When it comes to swimming in the outdoors, you can choose from goggles, masks or a hybrid. Some people like the extra feeling of protection offered by masks, while others are happy with larger styles of goggles (we've tested both types here).

Whatever you choose, your open-water eye wear needs to have some fundamental features to keep you safe and confident. Look for UV and anti-fog protection and larger lenses, which will stay put in the choppiest of swims.

You'll also need to consider the light: will you be swimming in bright sunlight, with glare bouncing off the still surface of a lake? Or are you likely to be swimming on overcast, cloudy days?

The different colours available will suit different conditions: smoke or mirrored will cut glare on sunny days, while pink, yellow or orange will enhance light on dull days. Blue and violet lenses are a good choice for moderately cloudy weather.

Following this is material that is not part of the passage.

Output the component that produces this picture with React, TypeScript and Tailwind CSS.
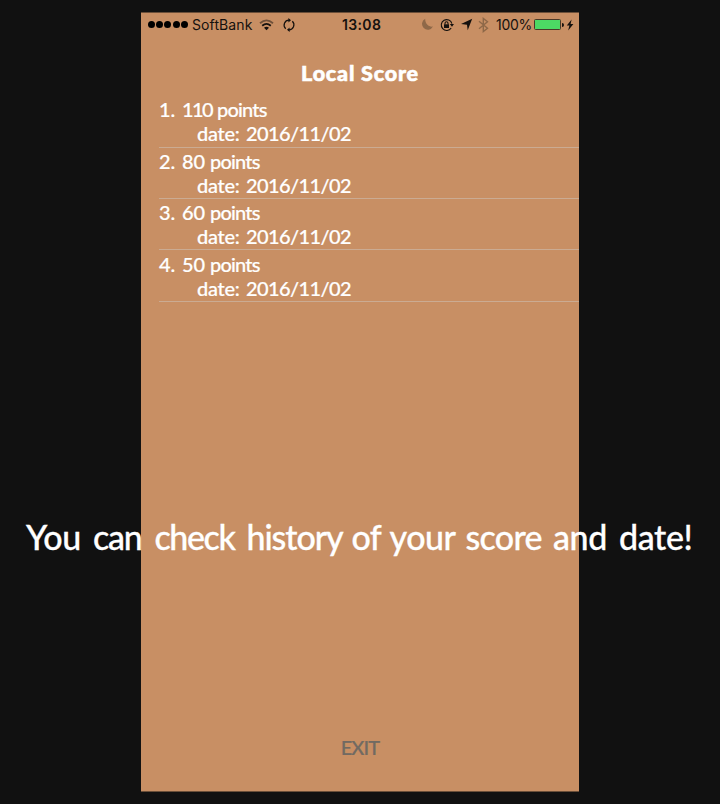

Whether you choose goggles or a mask is a matter of personal preference and practicality: smaller faces tend to struggle with masks, which can ride up the face due to their extra bulk. On the flip side, masks offer greater security in open water.

Goggles can be used in the pool as well, but may not offer the same feeling of protection in open water. Some of the goggles we tested come with a protective case and we'd strongly advise getting hold of one to keep your goggles safe from scratches. Never wipe the lenses directly (tiny scratches can appear very easily), always rinse your goggles in cold tap water after a swim and air-dry them before storing.

With these tips, your open-water goggles should last for a very long time but, once they're scratched enough for the clarity of vision to be compromised, it's time to go shopping again.